SYDNEY/LONDON (Reuters) - Tens of thousands of school students around the world walked out of classes on Friday in a global strike to protest against government inaction on climate change.


"Climate change is worse than Voldemort," read a handmade sign carried by one student in Wellington, referring to the evil wizard in the hugely popular Harry Potter books and films.


"The oceans are rising, so are we," read another in Sydney.


In Europe, students packed streets and squares in Paris, Madrid, Rome, Brussels and other cities for "Fridays for Future" protests.


Demonstrations also took place across the United States. In Washington, some 1,500 students rallied in front of the Capitol chanting "climate action now!" and waving homemade placards with slogans such as "Our planet, our future."

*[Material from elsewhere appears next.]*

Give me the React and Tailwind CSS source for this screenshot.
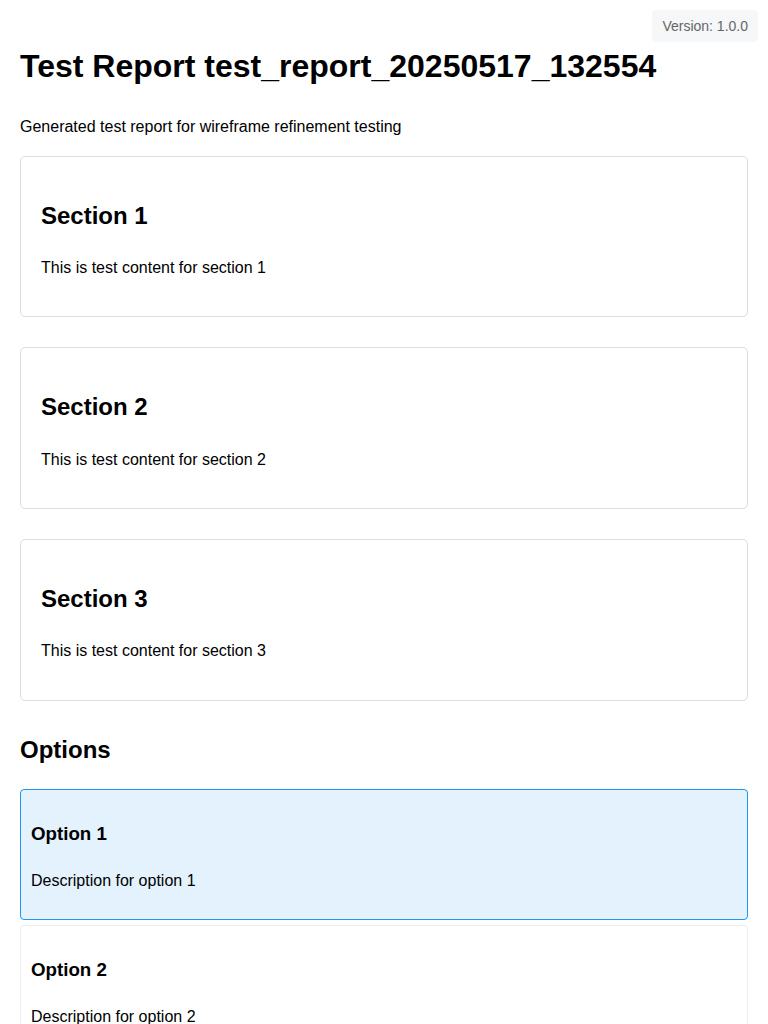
const sections = [1, 2, 3];
const options = [
  { id: 1, selected: true },
  { id: 2, selected: false },
];

export default function App() {
  return (
    <div className="relative min-h-screen bg-white p-5 font-['Liberation_Sans',Arial,sans-serif] text-[16px] leading-[1.6] text-black">
      <div className="absolute right-[10px] top-[10px] rounded bg-[#f6f7f9] px-[10px] py-[5px] text-[14px] text-[#666]">
        Version: 1.0.0
      </div>

      <h1 className="my-[21.44px] text-[32px] font-bold">Test Report test_report_20250517_132554</h1>
      <p className="my-4">Generated test report for wireframe refinement testing</p>

      {sections.map((n) => (
        <div key={n} className="mb-[30px] rounded-[5px] border border-[#ddd] p-5">
          <h2 className="my-[19.92px] text-[24px] font-bold">Section {n}</h2>
          <p className="my-4">This is test content for section {n}</p>
        </div>
      ))}

      <h2 className="my-[19.92px] text-[24px] font-bold">Options</h2>
      {options.map((o) => (
        <div
          key={o.id}
          className={
            o.selected
              ? 'mb-[5px] rounded border border-[#2196f3] bg-[#e3f2fd] p-[10px]'
              : 'mb-[5px] rounded border border-[#eee] bg-white p-[10px]'
          }
        >
          <h3 className="my-[18.72px] text-[18.72px] font-bold">Option {o.id}</h3>
          <p className="my-4">Description for option {o.id}</p>
        </div>
      ))}
    </div>
  );
}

The worldwide student strike movement started in August 2018, when 16-year-old Swedish climate activist Greta Thunberg began protesting outside her parliament on school days. She has since been nominated for the Nobel Peace Prize.


On Friday, she spoke at a Stockholm demonstration. Other rallies were held in 100 towns around Sweden.


"We have only been born into this world, we are going to have to live with this crisis our whole lives. So will our children and grandchildren and coming generations," Thunberg said. "We are not going to accept this. We are striking because we want a future and we are going to carry on."


Thousands marched through central London with banners reading "The future is in our hands" and "We're missing lessons to teach you one".


"Education is important but climate change is more important," 14-year-old Molly Powell said.


United Nations Secretary-General Antonio Guterres tweeted his support on Friday evening. "Young people can, and do, change the world," he said. "You understand we are in a race for your lives; your commitment & activism makes me confident we will win it."




Scientists say fossil fuel use releases greenhouse gases that trap heat and lift global temperatures, bringing more floods, droughts, heatwaves and rising sea levels.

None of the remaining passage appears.